If I see a bloke running holding a handbag and a woman crying, so I run after the bloke, spear him, fight with him, get the bag and then it turns out it was his bag and the woman was crying about something else, what happens? When I’m sentenced I may get a reduced sentence but I’ve attacked an innocent bloke when I had no right to. I’ll be in some bother.

If a policeman does it, there may be an inquiry but let’s be realistic here. He was doing his job. He’s allowed to use force and violence when necessary because he works for the state.

Or if I found my daughter taking drugs so locked her in a cage, if the state found out I would be arrested, I’d probably have my other kids taken away from me (under the threat of force or imprisonment, some may call this coercion) because this would be cruelty and neglect. But the state routinely locks people up for taking drugs, that’s okay because they’re allowed to.

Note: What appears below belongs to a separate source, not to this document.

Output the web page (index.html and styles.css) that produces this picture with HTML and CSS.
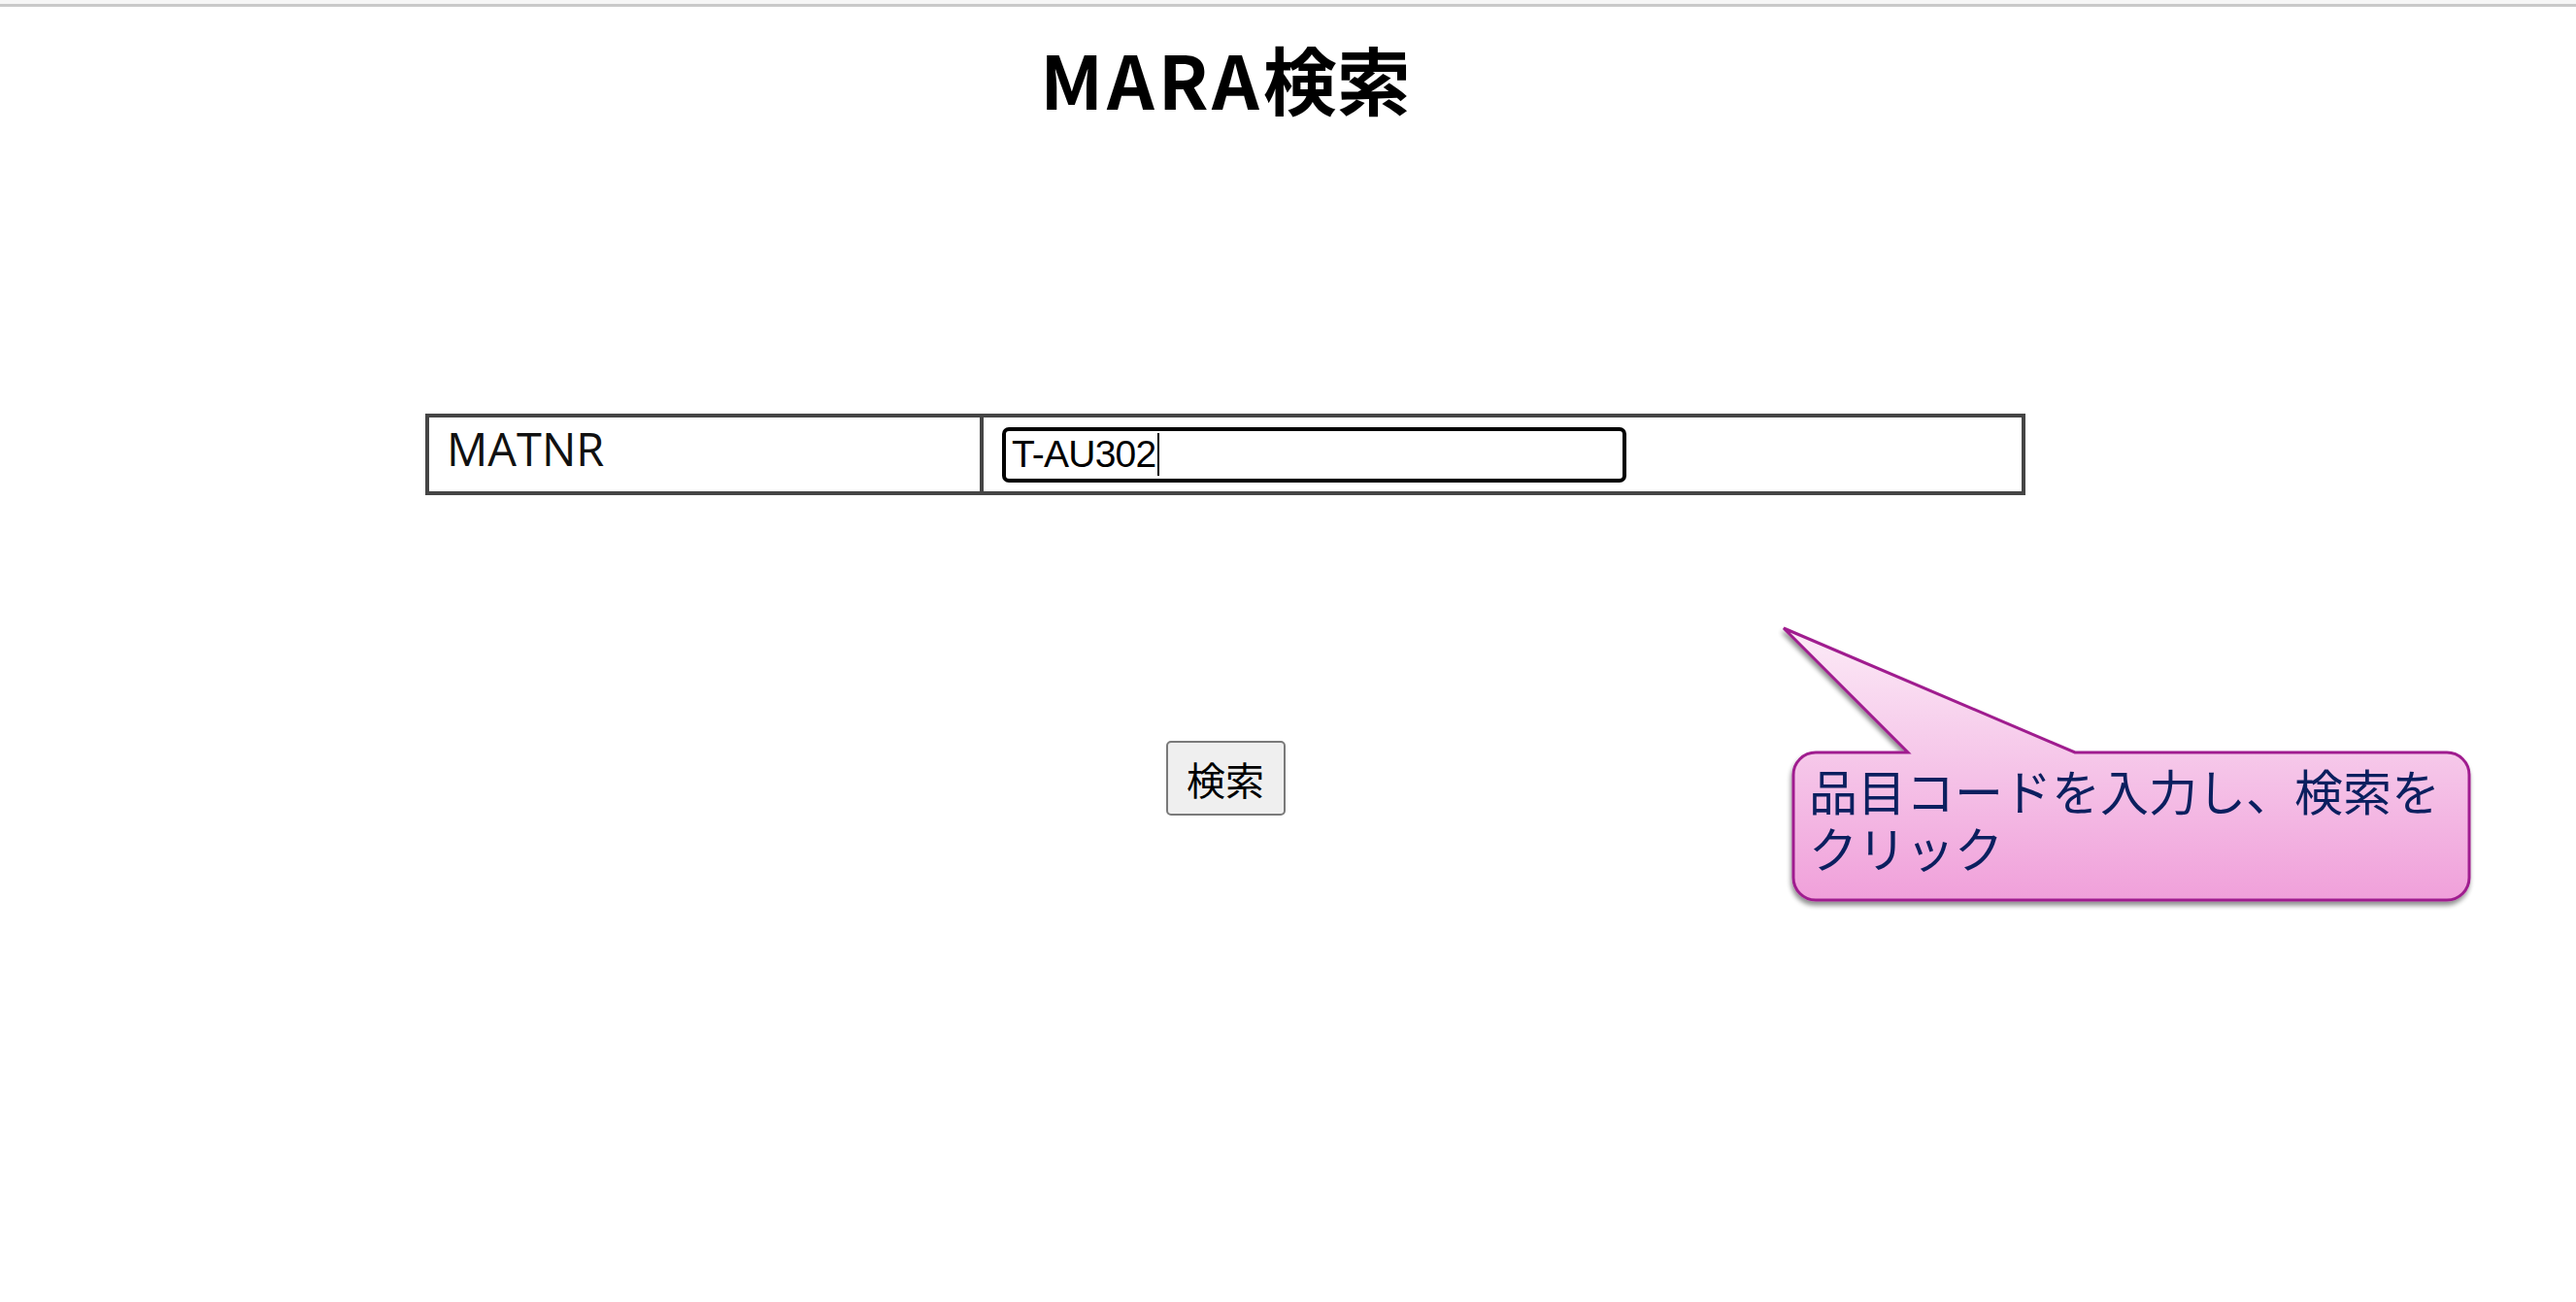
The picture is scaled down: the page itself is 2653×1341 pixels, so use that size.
FILE: index.html
```html
<!DOCTYPE html>
<html lang="ja">
<head>
<meta charset="utf-8">
<title>MARA検索</title>
<link rel="stylesheet" href="styles.css">
</head>
<body>
<div class="chrome-edge"></div>
<main class="page">
  <h1 class="title"><span class="title-latin">MARA</span>検索</h1>
  <table class="form-table">
    <tr>
      <td class="label-cell">MATNR</td>
      <td class="input-cell">
        <div class="text-input"><span class="input-value">T-AU302</span><span class="caret"></span></div>
      </td>
    </tr>
  </table>
  <button class="search-btn" type="button">検索</button>
</main>
<div class="callout">
  <svg class="callout-shape" width="725" height="300" viewBox="0 0 725 300">
    <defs>
      <linearGradient id="cg" x1="0" y1="0" x2="0" y2="1">
        <stop offset="0" stop-color="#fcebf7"/>
        <stop offset="0.45" stop-color="#f6c9ea"/>
        <stop offset="1" stop-color="#f0a0da"/>
      </linearGradient>
      <filter id="sh" x="-5%" y="-5%" width="110%" height="115%">
        <feGaussianBlur in="SourceAlpha" stdDeviation="2.5"/>
        <feOffset dx="-1" dy="4" result="b"/>
        <feComponentTransfer><feFuncA type="linear" slope="0.45"/></feComponentTransfer>
        <feMerge><feMergeNode/><feMergeNode in="SourceGraphic"/></feMerge>
      </filter>
    </defs>
    <path filter="url(#sh)" fill="url(#cg)" stroke="#a01f8f" stroke-width="3" stroke-linejoin="miter"
      d="M7 7 L307 135 L690 135 A23 23 0 0 1 713 158 L713 264 A23 23 0 0 1 690 287 L40 287 A23 23 0 0 1 17 264 L17 158 A23 23 0 0 1 40 135 L135 135 Z"/>
  </svg>
  <p class="callout-text">品目コードを入力し、検索を<br>クリック</p>
</div>
</body>
</html>
```

FILE: styles.css
```css
html, body {
  margin: 0;
  padding: 0;
  background: #ffffff;
}

body {
  font-family: "Noto Sans CJK JP", "Noto Sans", sans-serif;
  color: #000;
  position: relative;
  min-height: 1341px;
  overflow: hidden;
}

.chrome-edge {
  height: 4px;
  background: #f6f6f6;
  border-bottom: 3px solid #c9c9c9;
}

.page {
  width: 2524px;
  display: flex;
  flex-direction: column;
  align-items: center;
}

.title {
  margin: 28px 0 0 0;
  font-family: "Noto Sans CJK JP", sans-serif;
  font-weight: 700;
  font-size: 76px;
  line-height: 91px;
  letter-spacing: 0;
}

.title-latin {
  letter-spacing: 4px;
}

.form-table {
  margin-top: 300px;
  border-collapse: collapse;
  width: 1648px;
  height: 84px;
  border: 4px solid #454545;
}

.form-table td {
  border: 4px solid #454545;
  padding: 0;
  height: 76px;
  box-sizing: border-box;
}

.label-cell {
  width: 571px;
  vertical-align: top;
  padding: 2px 0 0 18px !important;
  font-family: "Open Sans", sans-serif;
  font-size: 47px;
  line-height: 60px;
  color: #111;
}

.input-cell {
  vertical-align: middle;
  padding-left: 19px !important;
}

.text-input {
  box-sizing: border-box;
  width: 643px;
  height: 57px;
  border: 4px solid #000;
  border-radius: 7px;
  padding-left: 6px;
  display: flex;
  align-items: center;
  font-family: "Liberation Sans", Arial, sans-serif;
  font-size: 39px;
  line-height: 44px;
  letter-spacing: -0.8px;
  color: #000;
  overflow: hidden;
}

.caret {
  display: block;
  width: 2px;
  height: 44px;
  background: #000;
  margin-left: 2px;
}

.search-btn {
  margin-top: 253px;
  box-sizing: border-box;
  width: 123px;
  height: 77px;
  background: #efefef;
  border: 2px solid #7a7a7a;
  border-radius: 5px;
  padding: 0;
  font-family: "Noto Sans CJK JP", sans-serif;
  font-size: 40px;
  line-height: 1;
  color: #000;
}

.callout {
  position: absolute;
  left: 1830px;
  top: 640px;
  width: 725px;
  height: 300px;
}

.callout-shape {
  position: absolute;
  left: 0;
  top: 0;
  display: block;
}

.callout-text {
  position: absolute;
  left: 33px;
  top: 144px;
  margin: 0;
  font-family: "Noto Sans CJK JP", sans-serif;
  font-size: 50px;
  line-height: 59px;
  color: #0b1f5f;
  white-space: nowrap;
}
```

It’s not about right or wrong. You might have all sorts of justification which make you think this monopoly on force is the only way society can be civilised; I get that regardless of my own beliefs. But you can’t deny that the monopoly on force exists, not if you want to make a credible argument anyway.
I have a lot of time for what you're saying but the state monopoly on violence is only theoretical. Most violent crime goes unreported, gangs exist everywhere in the world and only a minority of domestic abusers are ever prosecuted. The line between state and non-state actors is also often blurry- the East India Company is a great example, but in a country like Russia this applies very broadly.
 

Ausage

Well-known member
Would the East India Company fit the bill as an example of a non-state entity that carried out violence, coercion etc.?
Non state entities have been carrying out violence since day dot. The point isn't that the state is the only entity capable of violence, it's that states themselves are entirely predicated on carrying out violence.